No mês passado, o grupo de apoio aos palestinos removeu quase todos os seus membros que eram judeus ou que tinham vínculos com o grupo de apoio aos israelenses e passou a ser apenas para convidados, de acordo com capturas de tela de ambos os grupos. Vários membros da equipe argumentaram que foram removidos por serem judeus e apresentaram queixas de discriminação ao escritório de ética do TikTok, de acordo com três dos funcionários. O TikTok disse: “oferecemos uma maneira de relatar preocupações anonimamente e investigamos todas as denúncias”.
A decisão foi tomada pelos funcionários que administram o grupo. O Times entrou em contato com seis pessoas listadas como membros do grupo Palestinian Support.

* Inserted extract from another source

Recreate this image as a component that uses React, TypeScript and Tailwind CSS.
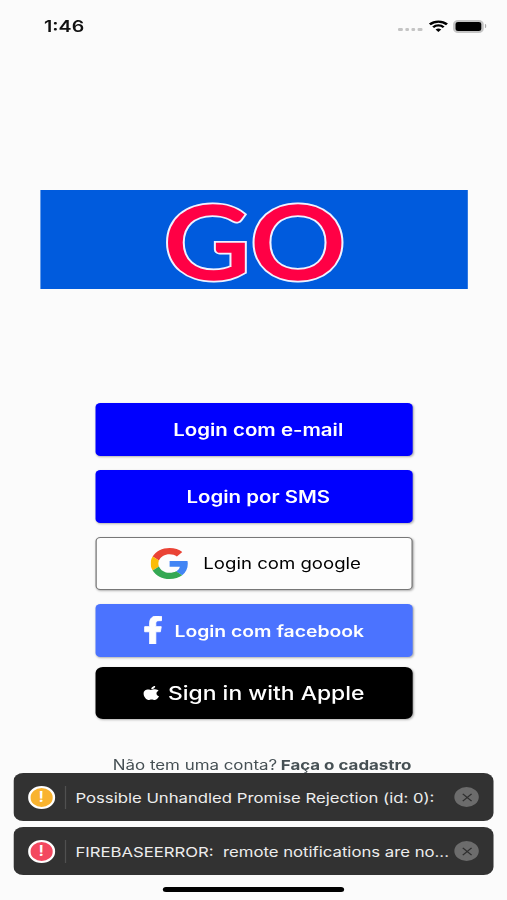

Nenhuma respondeu a um pedido de comentário. Os moderadores do grupo de Apoio à Palestina disseram aos membros que removeram determinados colegas para “proporcionar uma melhor sensação de segurança a essa comunidade” e minimizar “a sensação de estar sendo monitorado por pessoas que podem não ter intenções positivas”, como mostra uma captura de tela.
Herscowitz disse que também estava preocupado com o fato de o TikTok aplicar suas políticas de anúncios de forma inconsistente. A empresa rejeitou anúncios com reféns israelenses no ano passado, alegando que eles violavam as diretrizes de exibição de cenas de guerra. Mas ele disse que a empresa aceitou anúncios de grupos de ajuda humanitária em busca de doações que mostravam destruição em Gaza.
O TikTok disse que atualizou suas regras este ano para que os anúncios de campanhas humanitárias possam ser veiculados mesmo que façam referência à guerra ou retratem vítimas da guerra. A empresa disse que veiculou anúncios da Cruz Vermelha israelense e outros que mostravam vítimas de reféns.
Gabe Zichermann, que presta consultoria sobre cultura corporativa e envolvimento dos funcionários, disse que muitas empresas estavam enfrentando um diálogo interno intenso com o qual nunca haviam lidado antes.
“O conflito entre Israel e Hamas está criando novos problemas, e as empresas certamente estão lidando com isso de maneiras diferentes”, disse ele.